Origen de la mantilla
Los orígenes de la mantilla pueden remontarse a la cultura ibérica, en la que las mujeres usaban velos y mantos para cubrirse y adornarse la cabeza. Posteriormente, durante toda la Edad Media, la mujer siguió usando tocados muy variados, algunos de ellos con ciertas influencias árabes.
A finales del siglo XVI el uso del manto, denominado ya por aquella época mantilla de aletas, se generalizó en toda España al considerarse una prenda más dentro de los trajes populares. Sin embargo, en cada región mantuvo una fisonomía propia, al ajustarse a condicionamientos tanto físicos como sociales. Así, por ejemplo, las mantillas en las tierras más frías tenían por finalidad el abrigo, y utilizaban para la hechura diferentes tipos de paño; sólo algunas se guarnecían con terciopelo, sedas y abalorios, con lo que se le daba una doble utilidad de abrigo y adorno. Por el contrario, en las zonas más cálidas, eran de tejidos suaves y ligeros, configurando una prenda más ornamental y lujosa.
En el siglo XVII empiezan a usarse las mantillas de encaje, como se aprecia en algunos retratos femeninos de Velázquez, formando parte del guardarropa de algunas mujeres elegantes. Sin embargo, su uso no se generalizó a las damas cortesanas y de alta condición social hasta bien entrado el siglo XVIII, pues hasta entonces la mantilla era usada casi exclusivamente por las mujeres del «pueblo». Fue también en este siglo cuando las mantillas de paño y seda fueron sustituidas totalmente por las de encaje.
SIGLO XIX
Fue, pues, en el siglo XIX cuando la mantilla adquirió una relevante importancia como tocado distinguido de la mujer española. La reina Isabel II, gran aficionada a los encajes, impulsó en gran manera el uso de la mantilla. Tanto ella como sus damas la lucieron en numerosos actos, como se manifiesta en varios retratos de la reina plasmada por sus pintores con esta singular prenda.
A partir de 1868 el uso de la mantilla se abandonó en algunos lugares. No obstante, en Sevilla y otras ciudades de Andalucía continuó gozando de gran predilección. Algo que también ocurrió en Madrid, donde el empleo de la mantilla estaba tan arraigado a las costumbres que las damas de la nobleza madrileña la convirtieron en símbolo de su descontento durante el reinado de Amadeo de Saboya y su esposa María Victoria. El rechazo hacia ellos y a las costumbres foráneas fue protagonizado por las mujeres, que se manifestaron por las calles madrileñas llevando, en lugar de sombreros, la clásica mantilla y peineta española. Un hecho que pasó a la historia como «la conspiración de las mantillas».

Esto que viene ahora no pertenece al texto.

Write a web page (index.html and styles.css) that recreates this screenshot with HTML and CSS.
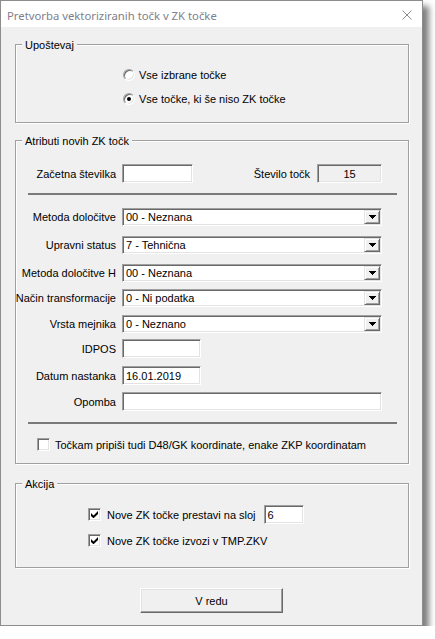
FILE: index.html
```html
<!DOCTYPE html>
<html lang="sl">
<head>
<meta charset="utf-8">
<title>Pretvorba vektoriziranih točk v ZK točke</title>
<link rel="stylesheet" href="styles.css">
</head>
<body>
<div class="window">
  <div class="titlebar">
    <span class="title">Pretvorba vektoriziranih točk v ZK točke</span>
    <svg class="close" width="10" height="10" viewBox="0 0 10 10"><path d="M0.5 0.5 L9.5 9.5 M9.5 0.5 L0.5 9.5" stroke="#8a8a8a" stroke-width="1" fill="none"/></svg>
  </div>
  <div class="content">
    <div class="group g1">
      <div class="legend">Upoštevaj</div>
      <div class="opt opt1"><span class="radio"></span><span class="opt-text">Vse izbrane točke</span></div>
      <div class="opt opt2"><span class="radio on"></span><span class="opt-text">Vse točke, ki še niso ZK točke</span></div>
    </div>

    <div class="group g2">
      <div class="legend">Atributi novih ZK točk</div>
      <div class="row r-start">
        <span class="label">Začetna številka</span>
        <div class="field w-start"></div>
        <span class="label-count">Število točk</span>
        <div class="field ro w-count">15</div>
      </div>
      <div class="sep sep1"></div>
      <div class="row r-combo1">
        <span class="label">Metoda določitve</span>
        <div class="field combo"><span class="combo-text">00 - Neznana</span><span class="dd"><svg width="7" height="4" viewBox="0 0 7 4" shape-rendering="crispEdges"><rect x="0" y="0" width="7" height="1"/><rect x="1" y="1" width="5" height="1"/><rect x="2" y="2" width="3" height="1"/><rect x="3" y="3" width="1" height="1"/></svg></span></div>
      </div>
      <div class="row r-combo2">
        <span class="label">Upravni status</span>
        <div class="field combo"><span class="combo-text">7 - Tehnična</span><span class="dd"><svg width="7" height="4" viewBox="0 0 7 4" shape-rendering="crispEdges"><rect x="0" y="0" width="7" height="1"/><rect x="1" y="1" width="5" height="1"/><rect x="2" y="2" width="3" height="1"/><rect x="3" y="3" width="1" height="1"/></svg></span></div>
      </div>
      <div class="row r-combo3">
        <span class="label">Metoda določitve H</span>
        <div class="field combo"><span class="combo-text">00 - Neznana</span><span class="dd"><svg width="7" height="4" viewBox="0 0 7 4" shape-rendering="crispEdges"><rect x="0" y="0" width="7" height="1"/><rect x="1" y="1" width="5" height="1"/><rect x="2" y="2" width="3" height="1"/><rect x="3" y="3" width="1" height="1"/></svg></span></div>
      </div>
      <div class="row r-combo4">
        <span class="label">Način transformacije</span>
        <div class="field combo"><span class="combo-text">0 - Ni podatka</span><span class="dd"><svg width="7" height="4" viewBox="0 0 7 4" shape-rendering="crispEdges"><rect x="0" y="0" width="7" height="1"/><rect x="1" y="1" width="5" height="1"/><rect x="2" y="2" width="3" height="1"/><rect x="3" y="3" width="1" height="1"/></svg></span></div>
      </div>
      <div class="row r-combo5">
        <span class="label">Vrsta mejnika</span>
        <div class="field combo"><span class="combo-text">0 - Neznano</span><span class="dd"><svg width="7" height="4" viewBox="0 0 7 4" shape-rendering="crispEdges"><rect x="0" y="0" width="7" height="1"/><rect x="1" y="1" width="5" height="1"/><rect x="2" y="2" width="3" height="1"/><rect x="3" y="3" width="1" height="1"/></svg></span></div>
      </div>
      <div class="row r-idpos">
        <span class="label">IDPOS</span>
        <div class="field w-short"></div>
      </div>
      <div class="row r-datum">
        <span class="label">Datum nastanka</span>
        <div class="field w-short">16.01.2019</div>
      </div>
      <div class="row r-opomba">
        <span class="label">Opomba</span>
        <div class="field w-long"></div>
      </div>
      <div class="sep sep2"></div>
      <div class="check-row r-d48">
        <span class="checkbox"></span>
        <span class="check-text">Točkam pripiši tudi D48/GK koordinate, enake ZKP koordinatam</span>
      </div>
    </div>

    <div class="group g3">
      <div class="legend">Akcija</div>
      <div class="check-row r-sloj">
        <span class="checkbox"><svg width="7" height="7" viewBox="0 0 7 7"><polygon points="0,2 2.5,4.5 7,0 7,3 2.5,7.3 0,5" fill="#000"/></svg></span>
        <span class="check-text">Nove ZK točke prestavi na sloj</span>
        <div class="field w-layer">6</div>
      </div>
      <div class="check-row r-tmp">
        <span class="checkbox"><svg width="7" height="7" viewBox="0 0 7 7"><polygon points="0,2 2.5,4.5 7,0 7,3 2.5,7.3 0,5" fill="#000"/></svg></span>
        <span class="check-text">Nove ZK točke izvozi v TMP.ZKV</span>
      </div>
    </div>

    <div class="btn">V redu</div>
  </div>
</div>
</body>
</html>
```

FILE: styles.css
```css
html, body {
  margin: 0;
  padding: 0;
  background: #ffffff;
}

body {
  font-family: "Liberation Sans", Arial, sans-serif;
  font-size: 11px;
  color: #000;
}

.window {
  width: 423px;
  box-sizing: border-box;
  border: 1px solid #8d8d8d;
  background: #f0f0f0;
  box-shadow: 6px 6px 6px rgba(0, 0, 0, 0.5);
}

.titlebar {
  height: 26px;
  background: #ffffff;
  display: flex;
  align-items: center;
  padding: 0 10px 0 6px;
}

.title {
  font-family: "Noto Sans", "Open Sans", sans-serif;
  font-size: 11.3px;
  color: #80808c;
  flex: 1;
  padding-top: 2px;
}

.close {
  display: block;
  margin-top: 2px;
}

.content {
  display: flex;
  flex-direction: column;
  padding: 17px 0 12px 14px;
}

.group {
  width: 394px;
  box-sizing: border-box;
  border: 1px solid #a0a0a0;
  box-shadow: inset 1px 1px 0 #fff, 1px 1px 0 #fff;
  display: flex;
  flex-direction: column;
}

.g2 { margin-top: 17px; padding-bottom: 12px; }
.g3 { margin-top: 19px; padding-bottom: 20px; }
.g1 { padding-bottom: 17px; }

.legend {
  align-self: flex-start;
  margin: -6px 0 0 6px;
  padding: 0 3px;
  line-height: 13px;
  background: #f0f0f0;
  white-space: nowrap;
}

/* radio options */
.opt {
  display: flex;
  align-items: center;
  height: 13px;
  padding-left: 107px;
}
.opt1 { margin-top: 16px; }
.opt2 { margin-top: 11px; }

.opt-text { margin-left: 4px; white-space: nowrap; }

.radio {
  width: 12px;
  height: 12px;
  box-sizing: border-box;
  border-radius: 50%;
  border: 1px solid;
  border-color: #a0a0a0 #fff #fff #a0a0a0;
  box-shadow: inset 1px 1px 0 #696969, inset -1px -1px 0 #e3e3e3;
  background: #fff;
  display: flex;
  align-items: center;
  justify-content: center;
}
.radio.on::after {
  content: "";
  width: 4px;
  height: 4px;
  border-radius: 50%;
  background: #000;
}

/* rows with label + control */
.row {
  display: flex;
  align-items: center;
  padding-right: 26px;
}

.label {
  width: 100px;
  flex: none;
  display: flex;
  justify-content: flex-end;
  white-space: nowrap;
  margin-right: 6px;
}

.r-start { margin-top: 16px; height: 19px; }
.r-combo1 { margin-top: 13px; height: 18px; }
.r-combo2 { margin-top: 10px; height: 18px; }
.r-combo3 { margin-top: 10px; height: 18px; }
.r-combo4 { margin-top: 7px; height: 18px; }
.r-combo5 { margin-top: 8px; height: 18px; }
.r-idpos { margin-top: 6px; height: 19px; }
.r-datum { margin-top: 8px; height: 19px; }
.r-opomba { margin-top: 7px; height: 19px; }

.field {
  box-sizing: border-box;
  height: 19px;
  border: 1px solid;
  border-color: #a0a0a0 #fff #fff #a0a0a0;
  box-shadow: inset 1px 1px 0 #696969, inset -1px -1px 0 #e3e3e3;
  background: #fff;
  padding: 0 3px;
  display: flex;
  align-items: center;
  white-space: nowrap;
}

.w-start { width: 71px; }
.w-short { width: 79px; }
.w-long { flex: 1; }
.w-count { width: 65px; }
.w-layer { width: 40px; margin-left: 8px; }

.ro {
  background: #f0f0f0;
  justify-content: center;
}

.label-count {
  margin-left: auto;
  margin-right: 7px;
  white-space: nowrap;
}

.combo {
  flex: 1;
  height: 18px;
  padding: 1px 1px 1px 3px;
}

.combo-text { flex: 1; }

.dd {
  width: 16px;
  height: 14px;
  box-sizing: border-box;
  background: #f0f0f0;
  border: 1px solid;
  border-color: #e3e3e3 #696969 #696969 #e3e3e3;
  box-shadow: inset 1px 1px 0 #fff, inset -1px -1px 0 #a0a0a0;
  display: flex;
  align-items: center;
  justify-content: center;
}
.dd svg { display: block; fill: #000; }

.sep {
  height: 2px;
  background: #7a7a7a;
  margin: 0 11px 0 12px;
}
.sep1 { margin-top: 10px; }
.sep2 { margin-top: 11px; }

.check-row {
  display: flex;
  align-items: center;
  min-height: 13px;
}

.checkbox {
  width: 13px;
  height: 13px;
  flex: none;
  box-sizing: border-box;
  border: 1px solid;
  border-color: #a0a0a0 #fff #fff #a0a0a0;
  box-shadow: inset 1px 1px 0 #696969, inset -1px -1px 0 #e3e3e3;
  background: #fff;
  display: flex;
  align-items: center;
  justify-content: center;
}
.checkbox svg { display: block; }

.check-text { white-space: nowrap; }

.r-d48 { margin-top: 14px; padding-left: 21px; }
.r-d48 .check-text { margin-left: 5px; }

.r-sloj { margin-top: 14px; padding-left: 72px; height: 19px; }
.r-tmp { margin-top: 10px; padding-left: 72px; }
.r-sloj .check-text, .r-tmp .check-text { margin-left: 6px; }

.btn {
  align-self: center;
  margin: 20px 0 0 -14px;
  width: 143px;
  height: 25px;
  box-sizing: border-box;
  border: 1px solid;
  border-color: #fff #696969 #696969 #fff;
  box-shadow: inset -1px -1px 0 #a0a0a0, inset 1px 1px 0 #e3e3e3;
  background: #f0f0f0;
  display: flex;
  align-items: center;
  justify-content: center;
}
```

En el siglo XX en Andalucía, y en concreto en Sevilla, la mantilla usada como prenda cotidiana para pasear por las tardes se fue desarraigando de las costumbres femeninas. Únicamente en el primer tercio del siglo las mujeres utilizaban para ir a misa pequeñas mantillas, conocidas por toquitas y de media luna. De esta manera, el uso de la mantilla fue quedando relegado a ciertas conmemoraciones y actos, y muy especialmente para la Semana Santa.